Birkaç aydır ülkemizdeki siyasiler televizyonlarda, basında sık sık Kanal İstanbul ve boğazdan geçişler hakkında tartışıyorlar. Ben yaklaşık bir yıldır Kurtuluş Savaşı hakkında yazan yazarlarımızın kitaplarını okuyorum. Hangi yazarlar derseniz Hasan İzzettin Dinamo, Kemal Tahir, Halide Edip Adıvar, Talip Apaydın bunlardan başlıcaları. Buna benzer daha bir çok yazarın Kurtuluş Savaşı’nı anlatan kitaplarını okudum. En son Alev Coşkun’un “Asker İnönü” ve Şu anda da Diplomat İnönü “LOZAN” kitabını okuyorum ve bitirmek üzereyim. Kitabın sahifelerinden paylaşmak isterim. “Diplomat İnönü LOZAN” kitabının 193. sahifesinde İnönü; “Saçlarım bembeyaz, yaşım on yıl ileri. Birkaç gündür pek ziyade gerginlik hüküm sürüyor. Bugün de gündüz böyleydi. Gelip geçici bunalımlarla günümüzdeki tatlılık arasında çok gergin vakit geçiriyorum. Ziyafetten sonra işte saat üçtür ki raporu bitirdim. Birkaç saat istirahat edeceğim. “Nasılsınız? Sıhhatinden, neşenden bize kuvvet ver şanlı Gazi! Görüştüğümüz zaman saçlarımı bembeyaz, yaşımı on yıl ileri bulacaksın.”

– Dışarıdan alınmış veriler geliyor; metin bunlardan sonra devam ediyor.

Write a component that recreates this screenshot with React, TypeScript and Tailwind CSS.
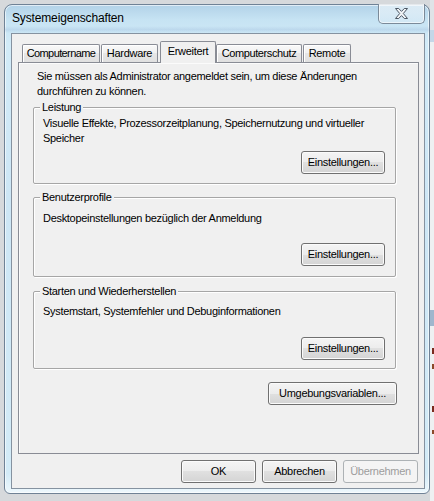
import React from "react";

const btnBase =
  "h-[23px] rounded-[3px] border flex items-center justify-center text-[11px] leading-[15px] tracking-[-0.3px] whitespace-nowrap";
const btnNormal =
  "border-[#707070] bg-[linear-gradient(to_bottom,#f4f4f4_0%,#ececec_50%,#e0e0e0_50%,#d4d4d4_100%)] shadow-[inset_0_0_0_1px_#fbfbfb] text-black";
const btnDisabled = "border-[#adb2b5] bg-[#f4f4f4] text-[#9d9d9d]";

function Button({
  label,
  className,
  disabled,
}: {
  label: string;
  className: string;
  disabled?: boolean;
}) {
  return (
    <div className={`${btnBase} ${disabled ? btnDisabled : btnNormal} ${className}`}>
      {label}
    </div>
  );
}

function Group({
  title,
  className,
  children,
}: {
  title: string;
  className: string;
  children: React.ReactNode;
}) {
  return (
    <div
      className={`relative ml-[14px] w-[363px] border border-[#a6a6a6] rounded-[2px] shadow-[inset_1px_1px_0_#ffffff,1px_1px_0_#ffffff] flex flex-col pl-[9px] pr-[10px] ${className}`}
    >
      <span className="absolute -top-[8px] left-[6px] px-[2px] bg-[#f0f0f0] text-[11px] leading-[15px] tracking-[-0.3px]">
        {title}
      </span>
      {children}
    </div>
  );
}

function Tab({
  label,
  className,
  selected,
}: {
  label: string;
  className: string;
  selected?: boolean;
}) {
  return (
    <div
      className={
        selected
          ? `relative z-10 h-[22px] -mb-px pb-[2px] border border-b-0 border-[#898c95] rounded-t-[2px] bg-[#f0f0f0] flex items-center justify-center text-[11px] leading-[15px] tracking-[-0.3px] whitespace-nowrap ${className}`
          : `h-[18px] border border-b-0 border-[#898c95] rounded-t-[2px] bg-[linear-gradient(to_bottom,#f9f9f9_0%,#f0f0f0_50%,#e6e6e6_50%,#e0e0e0_100%)] shadow-[inset_1px_1px_0_#ffffff] flex items-center justify-center text-[11px] leading-[15px] whitespace-nowrap ${className}`
      }
    >
      {label}
    </div>
  );
}

function CloseGlyph() {
  return (
    <svg width="13" height="11" viewBox="0 0 13 11">
      <polygon
        points="0.5,0.5 3.7,0.5 6.5,3.4 9.3,0.5 12.5,0.5 8.3,5.5 12.5,10.5 9.3,10.5 6.5,7.6 3.7,10.5 0.5,10.5 4.7,5.5"
        fill="#f2f5f8"
        stroke="#4b5663"
        strokeWidth="1"
        strokeLinejoin="round"
      />
    </svg>
  );
}

function Window() {
  return (
    <div className="w-[426px] h-[490px] border border-[#6f8296] rounded-t-[8px] rounded-b-[6px] bg-[linear-gradient(180deg,#b2d2e8_0%,#c6e3f3_3%,#d2ebf8_8%,#cde6f5_40%,#d3ebf7_96%,#eef8fd_100%)] shadow-[inset_0_0_0_1px_rgba(255,255,255,0.6)] flex flex-col">
      {/* caption */}
      <div className="h-[28px] flex items-start justify-between bg-[linear-gradient(180deg,rgba(255,255,255,0)_0%,rgba(255,255,255,0)_75%,rgba(160,190,220,0.35)_88%,rgba(255,255,255,0)_100%)]">
        <span className="pl-[7px] pt-[6px] text-[12px] leading-[15px] tracking-[-0.15px] text-black">
          Systemeigenschaften
        </span>
        <div className="-mt-px mr-[4px] w-[47px] h-[20px] border border-t-0 border-[#7b8a99] rounded-b-[5px] bg-[linear-gradient(180deg,rgba(255,255,255,0.55)_0%,rgba(235,244,250,0.6)_50%,rgba(214,232,244,0.6)_100%)] shadow-[inset_0_0_0_1px_rgba(255,255,255,0.6)] flex items-center justify-center pb-px">
          <CloseGlyph />
        </div>
      </div>

      {/* client area */}
      <div className="ml-[6px] mr-[4px] h-[456px] border border-[#8592a0] bg-[#f0f0f0] flex flex-col">
        <div className="ml-[6px] mr-[5px] pt-[7px] flex flex-col">
          <div className="h-[21px] pl-[4px] flex items-end">
            <Tab label="Computername" className="w-[78px] tracking-[-0.6px]" />
            <Tab label="Hardware" className="ml-[1px] w-[57px] tracking-[-0.3px]" />
            <Tab label="Erweitert" selected className="ml-[2px] w-[56px]" />
            <Tab label="Computerschutz" className="w-[86px] tracking-[-0.4px]" />
            <Tab label="Remote" className="ml-[1px] w-[48px] tracking-[-0.3px]" />
          </div>

          <div className="h-[392px] border border-[#898c95] bg-[#f0f0f0] shadow-[inset_1px_1px_0_#fbfbfb] flex flex-col">
            <p className="pt-[6px] pl-[18px] text-[11px] leading-[15px] tracking-[-0.3px]">
              Sie müssen als Administrator angemeldet sein, um diese Änderungen
              <br />
              durchführen zu können.
            </p>

            <Group title="Leistung" className="mt-[8px] h-[77px] pt-[8px] pb-[9px]">
              <p className="text-[11px] leading-[15px] tracking-[-0.3px]">
                Visuelle Effekte, Prozessorzeitplanung, Speichernutzung und virtueller
                <br />
                Speicher
              </p>
              <Button label="Einstellungen..." className="mt-auto self-end w-[84px]" />
            </Group>

            <Group title="Benutzerprofile" className="mt-[13px] h-[80px] pt-[13px] pb-[10px]">
              <p className="text-[11px] leading-[15px] tracking-[-0.3px]">
                Desktopeinstellungen bezüglich der Anmeldung
              </p>
              <Button label="Einstellungen..." className="mt-auto self-end w-[84px]" />
            </Group>

            <Group title="Starten und Wiederherstellen" className="mt-[14px] h-[78px] pt-[12px] pb-[8px]">
              <p className="text-[11px] leading-[15px] tracking-[-0.3px]">
                Systemstart, Systemfehler und Debuginformationen
              </p>
              <Button label="Einstellungen..." className="mt-auto self-end w-[84px]" />
            </Group>

            <Button
              label="Umgebungsvariablen..."
              className="mt-[13px] self-end mr-[21px] w-[129px]"
            />
          </div>

          <div className="mt-[6px] flex justify-end gap-[6px] pr-[1px]">
            <Button label="OK" className="w-[75px]" />
            <Button label="Abbrechen" className="w-[75px]" />
            <Button label="Übernehmen" disabled className="w-[75px]" />
          </div>
        </div>
      </div>
    </div>
  );
}

function BackdropEdge() {
  // Sliver of the window lying behind the dialog: text fragments peek out
  return (
    <div className="w-[4px] h-full flex flex-col items-end bg-[#eef0f2]">
      <div className="w-full h-[30px] bg-[#dfe3e7]" />
      <div className="w-full h-[12px] bg-[#c4d7e8]" />
      <div className="w-full h-[268px]" />
      <div className="w-full h-[16px] bg-[#9fb6cd]" />
      <div className="h-[22px]" />
      <div className="w-[2px] h-[6px] bg-[#7a2a1e]" />
      <div className="h-[10px]" />
      <div className="w-[2px] h-[5px] bg-[#8a4a2a]" />
      <div className="h-[37px]" />
      <div className="w-[2px] h-[6px] bg-[#7a2a1e]" />
      <div className="h-[18px]" />
      <div className="w-[2px] h-[4px] bg-[#8a4a2a]" />
      <div className="flex-1" />
    </div>
  );
}

export default function App() {
  return (
    <div className="w-[434px] h-[501px] bg-[#d6d9dc] flex font-['Liberation_Sans',Arial,sans-serif] text-black overflow-hidden">
      <div className="pl-[4px] pt-[4px]">
        <Window />
      </div>
      <BackdropEdge />
    </div>
  );
}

Bu paragrafın çözümlenmesi gerekir. Konferans başlayalı henüz bir ay olmuştur ama İsmet Paşa’nın son paragrafında her şey açıkça ortaya konuluyordu. Lozan’da karşılaşılan zorluklar, “Birkaç gündür pek ziyade gerginlik hüküm sürüyor. Bugün de gündüz böyleydi cümlesi ile açık ve yalın bir biçimde anlatıyor. İnönü bunalımlarla gelip geçici tatlılıklar arasında konferansın sürdüğünü belirtiyor.
Lozan Konferansı’nın ilk ayı geçmiştir ama İsmet Paşa’nın saçları “Bembeyaz olmuş; yaşı da on yıl ileriye” gitmiştir. Bu cümleler ve benzetmeler konferansın ne derece çetin geçtiğinin insan yaşamına dayalı ancak parlak cümlelere kaçmadan yalın anlatımıdır.” Alev Coşkun çok önemli bir araştırma yapmış ki her yazdığı yazının belgelerini de vermiş kitabında. İki büyük devlet adamının Mustafa Kemal Atatürk ve İsmet İnönü, karşılıklı her attıkları adımı bir biriyle danışarak karar vermişler. Bu yüzden Devlet adamı olmayı hak etmişlerdir.
Kitabın yarısına geldiğin zaman Çeşme Kent Konseyi olarak “Bir Konu Bir Konuk” projemiz olan Ocak ayında İlçemize Alev Coşkun’u davet ettim. Sağ olsun beni kırmadı. 10 Ocak Pazartesi günü Çeşme Belediyesi Çakabey Kültür Merkezi’nde gerçekleşen konferansında dinleyicilerimizin de çok keyif aldıklarını biliyorum.
Çok sevgili ve saygı değer okurlarım. Biliyorsunuz ki gazete yazılarımı hep kendi yaşamım veya Çeşme ya da Alaçatı’daki yaşadığım anılarımı yazıyorum. Bu konuya niye girdim ? Son yıllarda ülkemizin halini hep birlikte görüyoruz. Ülkemiz zor günlerden geçiriyor. 28 Şubat’ta gece yarısı İdlip’ten gelen 34 şehit haberi yüreklerimizi yaktı. Devletimizi yönetenler daha iyi siyaset yapmak zorundalar. Başka Türkiye yok! Ortak akılla hareket edelim. Babalar, analar daha fazla ağlamasın.